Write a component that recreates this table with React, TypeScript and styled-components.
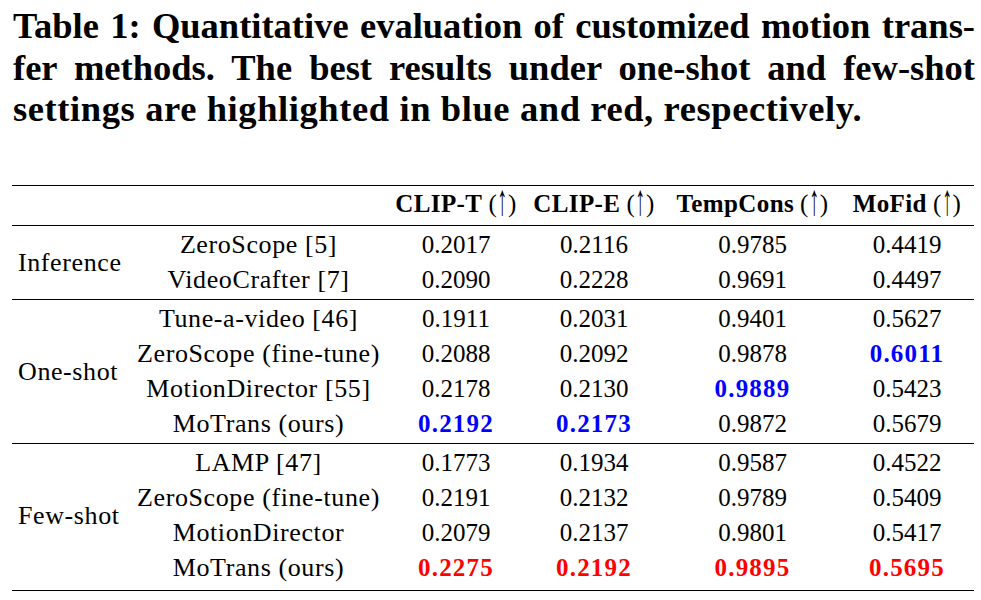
import React from 'react';
import styled, { createGlobalStyle } from 'styled-components';

const Global = createGlobalStyle`
  html, body { margin: 0; padding: 0; background: #fff; }
  body { font-family: "Liberation Serif", "Times New Roman", serif; color: #000; }
`;

const Page = styled.div`
  width: 981px;
  height: 600px;
  overflow: hidden;
`;

const Caption = styled.div`
  padding: 5px 6px 0 13px;
  font-size: 36.5px;
  font-weight: 700;
  line-height: 41.5px;
`;

const CaptionLine = styled.div<{ $last?: boolean }>`
  text-align: ${(p) => (p.$last ? 'left' : 'justify')};
  text-align-last: ${(p) => (p.$last ? 'left' : 'justify')};
  letter-spacing: ${(p) => (p.$last ? '0.6px' : '0')};
`;

const COLS = '116px 261px 134px 142px 175px 134px';

const Table = styled.div`
  margin: 55.5px 7px 0 12px;
  border-top: 1px solid #000;
  border-bottom: 1px solid #000;
`;

const HeaderRow = styled.div`
  display: grid;
  grid-template-columns: ${COLS};
  grid-template-rows: 35px;
  padding-bottom: 4px;
  border-bottom: 1px solid #000;
`;

const Group = styled.div<{ $rows: number; $pb: number }>`
  display: grid;
  grid-template-columns: ${COLS};
  grid-template-rows: repeat(${(p) => p.$rows}, 35px);
  padding: 1px 0 ${(p) => p.$pb}px;
  & + & {
    border-top: 1px solid #000;
  }
`;

const GroupLabel = styled.div`
  grid-column: 1;
  grid-row: 1 / -1;
  align-self: center;
  padding-left: 6px;
  font-size: 26px;
  line-height: 35px;
  letter-spacing: 0.6px;
  white-space: nowrap;
`;

const Method = styled.div`
  grid-column: 2;
  display: flex;
  justify-content: center;
  align-items: center;
  font-size: 26px;
  line-height: 35px;
  letter-spacing: 0.6px;
  white-space: nowrap;
`;

const Value = styled.div<{ $tone?: 'blue' | 'red' }>`
  display: flex;
  justify-content: center;
  align-items: center;
  font-size: 25px;
  line-height: 35px;
  white-space: nowrap;
  font-weight: ${(p) => (p.$tone ? 700 : 400)};
  letter-spacing: ${(p) => (p.$tone ? '1.2px' : '0')};
  color: ${(p) => (p.$tone === 'blue' ? '#0000ff' : p.$tone === 'red' ? '#ff0000' : '#000')};
`;

const HeadCell = styled.div`
  display: flex;
  justify-content: center;
  align-items: center;
  font-size: 25px;
  line-height: 35px;
  letter-spacing: 0.4px;
  white-space: nowrap;
`;

const HeadName = styled.span`
  font-weight: 700;
`;

const HeadArrow = styled.span`
  font-weight: 400;
  margin-left: 6px;
`;

const Arrow = styled.span`
  display: inline-block;
  transform: scale(0.8, 1.75);
  transform-origin: 50% 62%;
  margin: 0 -1px;
`;

type Tone = 'blue' | 'red' | undefined;
type Row = { method: string; values: [string, Tone][] };
type GroupData = { label: string; pb: number; rows: Row[] };

const headers = ['CLIP-T', 'CLIP-E', 'TempCons', 'MoFid'];

const groups: GroupData[] = [
  {
    label: 'Inference',
    pb: 2,
    rows: [
      { method: 'ZeroScope [5]', values: [['0.2017', undefined], ['0.2116', undefined], ['0.9785', undefined], ['0.4419', undefined]] },
      { method: 'VideoCrafter [7]', values: [['0.2090', undefined], ['0.2228', undefined], ['0.9691', undefined], ['0.4497', undefined]] },
    ],
  },
  {
    label: 'One-shot',
    pb: 2,
    rows: [
      { method: 'Tune-a-video [46]', values: [['0.1911', undefined], ['0.2031', undefined], ['0.9401', undefined], ['0.5627', undefined]] },
      { method: 'ZeroScope (fine-tune)', values: [['0.2088', undefined], ['0.2092', undefined], ['0.9878', undefined], ['0.6011', 'blue']] },
      { method: 'MotionDirector [55]', values: [['0.2178', undefined], ['0.2130', undefined], ['0.9889', 'blue'], ['0.5423', undefined]] },
      { method: 'MoTrans (ours)', values: [['0.2192', 'blue'], ['0.2173', 'blue'], ['0.9872', undefined], ['0.5679', undefined]] },
    ],
  },
  {
    label: 'Few-shot',
    pb: 5,
    rows: [
      { method: 'LAMP [47]', values: [['0.1773', undefined], ['0.1934', undefined], ['0.9587', undefined], ['0.4522', undefined]] },
      { method: 'ZeroScope (fine-tune)', values: [['0.2191', undefined], ['0.2132', undefined], ['0.9789', undefined], ['0.5409', undefined]] },
      { method: 'MotionDirector', values: [['0.2079', undefined], ['0.2137', undefined], ['0.9801', undefined], ['0.5417', undefined]] },
      { method: 'MoTrans (ours)', values: [['0.2275', 'red'], ['0.2192', 'red'], ['0.9895', 'red'], ['0.5695', 'red']] },
    ],
  },
];

export default function App() {
  return (
    <Page>
      <Global />
      <Caption>
        <CaptionLine>Table 1: Quantitative evaluation of customized motion trans-</CaptionLine>
        <CaptionLine>fer methods. The best results under one-shot and few-shot</CaptionLine>
        <CaptionLine $last>settings are highlighted in blue and red, respectively.</CaptionLine>
      </Caption>
      <Table>
        <HeaderRow>
          <div />
          <div />
          {headers.map((h) => (
            <HeadCell key={h}>
              <HeadName>{h}</HeadName>
              <HeadArrow>
                (<Arrow>↑</Arrow>)
              </HeadArrow>
            </HeadCell>
          ))}
        </HeaderRow>
        {groups.map((g) => (
          <Group key={g.label} $rows={g.rows.length} $pb={g.pb}>
            <GroupLabel>{g.label}</GroupLabel>
            {g.rows.map((r, i) => (
              <React.Fragment key={i}>
                <Method>{r.method}</Method>
                {r.values.map(([v, t], j) => (
                  <Value key={j} $tone={t}>
                    {v}
                  </Value>
                ))}
              </React.Fragment>
            ))}
          </Group>
        ))}
      </Table>
    </Page>
  );
}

###

PROMPT
Look through the data and gather every line with the string "components" in it.

WRITTEN RESPONSE
Write a component that recreates this table with React, TypeScript and styled-components.
import styled, { createGlobalStyle } from 'styled-components';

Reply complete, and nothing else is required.